■ **Set problem**
Quote all entries exactly, leaving pictures aside.

++++ Dataset records

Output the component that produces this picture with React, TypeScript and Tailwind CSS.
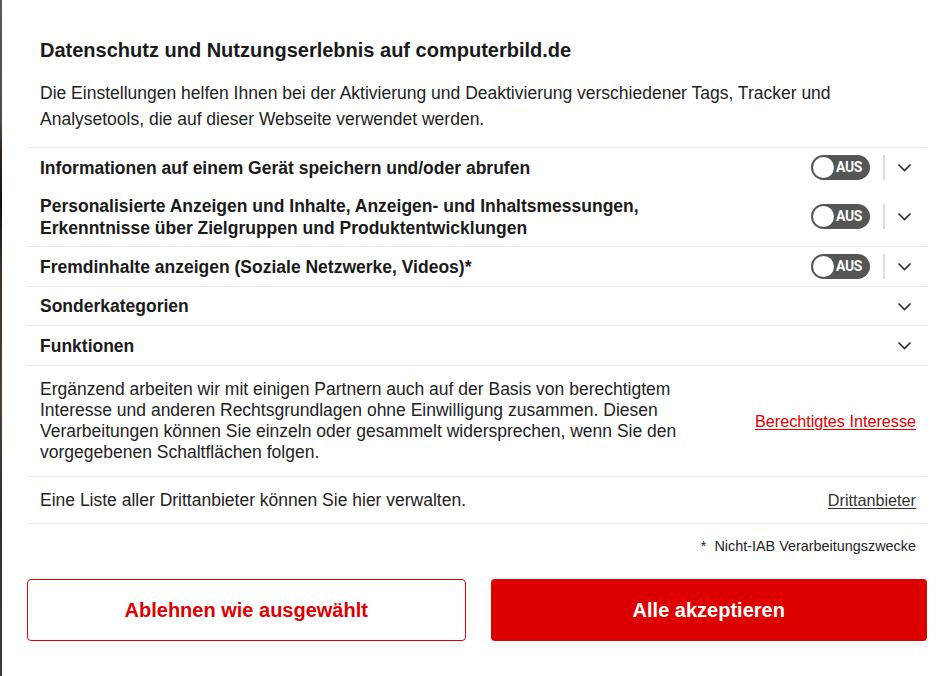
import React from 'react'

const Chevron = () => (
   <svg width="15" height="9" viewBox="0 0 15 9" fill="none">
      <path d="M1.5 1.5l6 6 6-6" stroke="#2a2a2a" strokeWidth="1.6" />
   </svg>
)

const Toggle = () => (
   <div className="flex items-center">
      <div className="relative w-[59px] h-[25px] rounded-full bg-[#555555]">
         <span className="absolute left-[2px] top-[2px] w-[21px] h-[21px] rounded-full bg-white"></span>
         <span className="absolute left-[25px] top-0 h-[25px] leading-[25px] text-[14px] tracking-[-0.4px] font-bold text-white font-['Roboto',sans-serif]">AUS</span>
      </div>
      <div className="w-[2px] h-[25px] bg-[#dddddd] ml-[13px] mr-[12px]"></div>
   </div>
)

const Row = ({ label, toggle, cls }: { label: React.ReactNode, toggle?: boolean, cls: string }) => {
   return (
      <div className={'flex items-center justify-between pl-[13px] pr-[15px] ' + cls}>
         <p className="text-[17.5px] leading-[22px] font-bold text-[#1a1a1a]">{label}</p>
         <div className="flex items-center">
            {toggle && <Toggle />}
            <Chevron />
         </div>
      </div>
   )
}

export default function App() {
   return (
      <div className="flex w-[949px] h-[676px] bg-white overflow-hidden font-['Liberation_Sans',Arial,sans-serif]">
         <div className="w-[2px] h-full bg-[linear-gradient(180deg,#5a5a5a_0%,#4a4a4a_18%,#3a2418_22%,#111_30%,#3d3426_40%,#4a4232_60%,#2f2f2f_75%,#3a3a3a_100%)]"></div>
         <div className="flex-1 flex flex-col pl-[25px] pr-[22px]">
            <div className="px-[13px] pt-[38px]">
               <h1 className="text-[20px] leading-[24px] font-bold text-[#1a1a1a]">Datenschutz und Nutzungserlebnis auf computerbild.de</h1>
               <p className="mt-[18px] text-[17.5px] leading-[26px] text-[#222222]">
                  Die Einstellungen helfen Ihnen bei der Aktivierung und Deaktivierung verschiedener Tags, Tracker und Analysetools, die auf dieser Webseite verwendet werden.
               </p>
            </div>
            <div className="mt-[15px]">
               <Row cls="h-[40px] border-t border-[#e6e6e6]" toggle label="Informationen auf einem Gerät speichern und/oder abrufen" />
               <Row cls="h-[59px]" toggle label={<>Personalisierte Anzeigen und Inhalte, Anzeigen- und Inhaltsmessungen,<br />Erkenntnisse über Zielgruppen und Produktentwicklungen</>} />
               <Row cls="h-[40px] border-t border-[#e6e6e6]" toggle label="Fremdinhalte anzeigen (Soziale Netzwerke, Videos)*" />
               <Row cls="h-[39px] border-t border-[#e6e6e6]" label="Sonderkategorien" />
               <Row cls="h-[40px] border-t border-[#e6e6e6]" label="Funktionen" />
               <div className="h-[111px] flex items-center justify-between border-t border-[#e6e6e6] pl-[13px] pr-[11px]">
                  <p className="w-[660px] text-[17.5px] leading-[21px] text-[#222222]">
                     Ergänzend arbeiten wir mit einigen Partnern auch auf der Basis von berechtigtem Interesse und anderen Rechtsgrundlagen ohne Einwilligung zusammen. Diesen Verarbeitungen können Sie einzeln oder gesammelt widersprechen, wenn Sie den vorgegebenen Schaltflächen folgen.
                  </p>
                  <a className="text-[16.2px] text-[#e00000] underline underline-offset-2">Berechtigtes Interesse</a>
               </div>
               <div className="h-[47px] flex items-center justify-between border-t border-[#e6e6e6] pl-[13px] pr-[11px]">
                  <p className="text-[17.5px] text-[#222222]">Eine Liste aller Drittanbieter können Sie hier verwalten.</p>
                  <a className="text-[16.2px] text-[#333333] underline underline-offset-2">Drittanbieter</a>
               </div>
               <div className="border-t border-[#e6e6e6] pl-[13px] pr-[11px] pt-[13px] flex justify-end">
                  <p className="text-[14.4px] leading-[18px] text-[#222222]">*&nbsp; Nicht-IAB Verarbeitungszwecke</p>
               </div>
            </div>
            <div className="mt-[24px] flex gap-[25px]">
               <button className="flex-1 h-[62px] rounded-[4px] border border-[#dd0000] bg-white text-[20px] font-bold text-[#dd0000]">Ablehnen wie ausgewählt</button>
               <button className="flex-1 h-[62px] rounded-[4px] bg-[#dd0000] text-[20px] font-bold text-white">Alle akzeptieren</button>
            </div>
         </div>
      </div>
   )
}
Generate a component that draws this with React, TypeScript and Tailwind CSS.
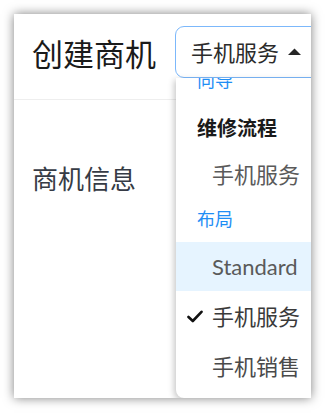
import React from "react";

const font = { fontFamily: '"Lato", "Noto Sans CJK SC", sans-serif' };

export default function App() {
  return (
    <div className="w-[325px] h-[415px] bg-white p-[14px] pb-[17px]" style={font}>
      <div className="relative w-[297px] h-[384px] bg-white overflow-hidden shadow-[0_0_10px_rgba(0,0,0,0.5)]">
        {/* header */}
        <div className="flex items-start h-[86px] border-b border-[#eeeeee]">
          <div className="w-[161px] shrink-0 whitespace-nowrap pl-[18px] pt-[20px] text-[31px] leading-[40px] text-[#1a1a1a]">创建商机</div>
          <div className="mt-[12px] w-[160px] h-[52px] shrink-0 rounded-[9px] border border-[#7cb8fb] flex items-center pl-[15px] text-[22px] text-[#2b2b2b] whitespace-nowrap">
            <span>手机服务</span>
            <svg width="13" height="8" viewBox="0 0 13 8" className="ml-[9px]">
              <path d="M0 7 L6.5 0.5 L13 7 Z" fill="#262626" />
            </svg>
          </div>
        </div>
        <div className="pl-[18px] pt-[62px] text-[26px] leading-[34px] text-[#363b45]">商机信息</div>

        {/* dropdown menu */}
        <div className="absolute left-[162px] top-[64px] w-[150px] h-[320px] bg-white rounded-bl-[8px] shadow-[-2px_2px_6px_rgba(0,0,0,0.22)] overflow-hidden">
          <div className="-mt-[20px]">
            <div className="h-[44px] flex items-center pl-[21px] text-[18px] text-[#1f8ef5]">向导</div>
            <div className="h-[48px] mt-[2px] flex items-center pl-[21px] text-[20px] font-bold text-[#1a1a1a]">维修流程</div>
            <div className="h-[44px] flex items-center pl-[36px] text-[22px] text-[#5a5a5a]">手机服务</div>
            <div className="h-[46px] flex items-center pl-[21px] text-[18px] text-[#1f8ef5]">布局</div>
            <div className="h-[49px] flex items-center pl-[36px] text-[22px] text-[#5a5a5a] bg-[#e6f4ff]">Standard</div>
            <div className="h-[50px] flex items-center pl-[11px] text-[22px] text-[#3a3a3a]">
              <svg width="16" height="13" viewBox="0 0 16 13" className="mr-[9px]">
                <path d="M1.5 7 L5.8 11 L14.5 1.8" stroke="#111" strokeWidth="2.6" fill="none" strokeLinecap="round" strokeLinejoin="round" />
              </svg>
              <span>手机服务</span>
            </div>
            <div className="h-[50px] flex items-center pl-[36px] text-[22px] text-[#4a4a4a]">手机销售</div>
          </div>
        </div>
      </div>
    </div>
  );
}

++++++++

■ **Exercise result**
Output the component that produces this picture with React, TypeScript and Tailwind CSS.
import React from 'react'

const Chevron = () => (
   <svg width="15" height="9" viewBox="0 0 15 9" fill="none">
      <path d="M1.5 1.5l6 6 6-6" stroke="#2a2a2a" strokeWidth="1.6" />
   </svg>
)

const Toggle = () => (
   <div className="flex items-center">
      <div className="relative w-[59px] h-[25px] rounded-full bg-[#555555]">
         <span className="absolute left-[2px] top-[2px] w-[21px] h-[21px] rounded-full bg-white"></span>
         <span className="absolute left-[25px] top-0 h-[25px] leading-[25px] text-[14px] tracking-[-0.4px] font-bold text-white font-['Roboto',sans-serif]">AUS</span>
      </div>
      <div className="w-[2px] h-[25px] bg-[#dddddd] ml-[13px] mr-[12px]"></div>
   </div>
)

const Row = ({ label, toggle, cls }: { label: React.ReactNode, toggle?: boolean, cls: string }) => {
   return (
      <div className={'flex items-center justify-between pl-[13px] pr-[15px] ' + cls}>
         <p className="text-[17.5px] leading-[22px] font-bold text-[#1a1a1a]">{label}</p>
         <div className="flex items-center">
            {toggle && <Toggle />}
            <Chevron />
         </div>
      </div>
   )
}

export default function App() {
   return (
      <div className="flex w-[949px] h-[676px] bg-white overflow-hidden font-['Liberation_Sans',Arial,sans-serif]">
         <div className="w-[2px] h-full bg-[linear-gradient(180deg,#5a5a5a_0%,#4a4a4a_18%,#3a2418_22%,#111_30%,#3d3426_40%,#4a4232_60%,#2f2f2f_75%,#3a3a3a_100%)]"></div>
         <div className="flex-1 flex flex-col pl-[25px] pr-[22px]">
            <div className="px-[13px] pt-[38px]">
               <h1 className="text-[20px] leading-[24px] font-bold text-[#1a1a1a]">Datenschutz und Nutzungserlebnis auf computerbild.de</h1>
               <p className="mt-[18px] text-[17.5px] leading-[26px] text-[#222222]">
                  Die Einstellungen helfen Ihnen bei der Aktivierung und Deaktivierung verschiedener Tags, Tracker und Analysetools, die auf dieser Webseite verwendet werden.
               </p>
            </div>
            <div className="mt-[15px]">
               <Row cls="h-[40px] border-t border-[#e6e6e6]" toggle label="Informationen auf einem Gerät speichern und/oder abrufen" />
               <Row cls="h-[59px]" toggle label={<>Personalisierte Anzeigen und Inhalte, Anzeigen- und Inhaltsmessungen,<br />Erkenntnisse über Zielgruppen und Produktentwicklungen</>} />
               <Row cls="h-[40px] border-t border-[#e6e6e6]" toggle label="Fremdinhalte anzeigen (Soziale Netzwerke, Videos)*" />
               <Row cls="h-[39px] border-t border-[#e6e6e6]" label="Sonderkategorien" />
               <Row cls="h-[40px] border-t border-[#e6e6e6]" label="Funktionen" />
               <div className="h-[111px] flex items-center justify-between border-t border-[#e6e6e6] pl-[13px] pr-[11px]">
                  <p className="w-[660px] text-[17.5px] leading-[21px] text-[#222222]">
                     Ergänzend arbeiten wir mit einigen Partnern auch auf der Basis von berechtigtem Interesse und anderen Rechtsgrundlagen ohne Einwilligung zusammen. Diesen Verarbeitungen können Sie einzeln oder gesammelt widersprechen, wenn Sie den vorgegebenen Schaltflächen folgen.
                  </p>
                  <a className="text-[16.2px] text-[#e00000] underline underline-offset-2">Berechtigtes Interesse</a>
               </div>
               <div className="h-[47px] flex items-center justify-between border-t border-[#e6e6e6] pl-[13px] pr-[11px]">
                  <p className="text-[17.5px] text-[#222222]">Eine Liste aller Drittanbieter können Sie hier verwalten.</p>
                  <a className="text-[16.2px] text-[#333333] underline underline-offset-2">Drittanbieter</a>
               </div>
               <div className="border-t border-[#e6e6e6] pl-[13px] pr-[11px] pt-[13px] flex justify-end">
                  <p className="text-[14.4px] leading-[18px] text-[#222222]">*&nbsp; Nicht-IAB Verarbeitungszwecke</p>
               </div>
            </div>
            <div className="mt-[24px] flex gap-[25px]">
               <button className="flex-1 h-[62px] rounded-[4px] border border-[#dd0000] bg-white text-[20px] font-bold text-[#dd0000]">Ablehnen wie ausgewählt</button>
               <button className="flex-1 h-[62px] rounded-[4px] bg-[#dd0000] text-[20px] font-bold text-white">Alle akzeptieren</button>
            </div>
         </div>
      </div>
   )
}
Generate a component that draws this with React, TypeScript and Tailwind CSS.
import React from "react";

const font = { fontFamily: '"Lato", "Noto Sans CJK SC", sans-serif' };

export default function App() {
  return (
    <div className="w-[325px] h-[415px] bg-white p-[14px] pb-[17px]" style={font}>
      <div className="relative w-[297px] h-[384px] bg-white overflow-hidden shadow-[0_0_10px_rgba(0,0,0,0.5)]">
        {/* header */}
        <div className="flex items-start h-[86px] border-b border-[#eeeeee]">
          <div className="w-[161px] shrink-0 whitespace-nowrap pl-[18px] pt-[20px] text-[31px] leading-[40px] text-[#1a1a1a]">创建商机</div>
          <div className="mt-[12px] w-[160px] h-[52px] shrink-0 rounded-[9px] border border-[#7cb8fb] flex items-center pl-[15px] text-[22px] text-[#2b2b2b] whitespace-nowrap">
            <span>手机服务</span>
            <svg width="13" height="8" viewBox="0 0 13 8" className="ml-[9px]">
              <path d="M0 7 L6.5 0.5 L13 7 Z" fill="#262626" />
            </svg>
          </div>
        </div>
        <div className="pl-[18px] pt-[62px] text-[26px] leading-[34px] text-[#363b45]">商机信息</div>

        {/* dropdown menu */}
        <div className="absolute left-[162px] top-[64px] w-[150px] h-[320px] bg-white rounded-bl-[8px] shadow-[-2px_2px_6px_rgba(0,0,0,0.22)] overflow-hidden">
          <div className="-mt-[20px]">
            <div className="h-[44px] flex items-center pl-[21px] text-[18px] text-[#1f8ef5]">向导</div>
            <div className="h-[48px] mt-[2px] flex items-center pl-[21px] text-[20px] font-bold text-[#1a1a1a]">维修流程</div>
            <div className="h-[44px] flex items-center pl-[36px] text-[22px] text-[#5a5a5a]">手机服务</div>
            <div className="h-[46px] flex items-center pl-[21px] text-[18px] text-[#1f8ef5]">布局</div>
            <div className="h-[49px] flex items-center pl-[36px] text-[22px] text-[#5a5a5a] bg-[#e6f4ff]">Standard</div>
            <div className="h-[50px] flex items-center pl-[11px] text-[22px] text-[#3a3a3a]">
              <svg width="16" height="13" viewBox="0 0 16 13" className="mr-[9px]">
                <path d="M1.5 7 L5.8 11 L14.5 1.8" stroke="#111" strokeWidth="2.6" fill="none" strokeLinecap="round" strokeLinejoin="round" />
              </svg>
              <span>手机服务</span>
            </div>
            <div className="h-[50px] flex items-center pl-[36px] text-[22px] text-[#4a4a4a]">手机销售</div>
          </div>
        </div>
      </div>
    </div>
  );
}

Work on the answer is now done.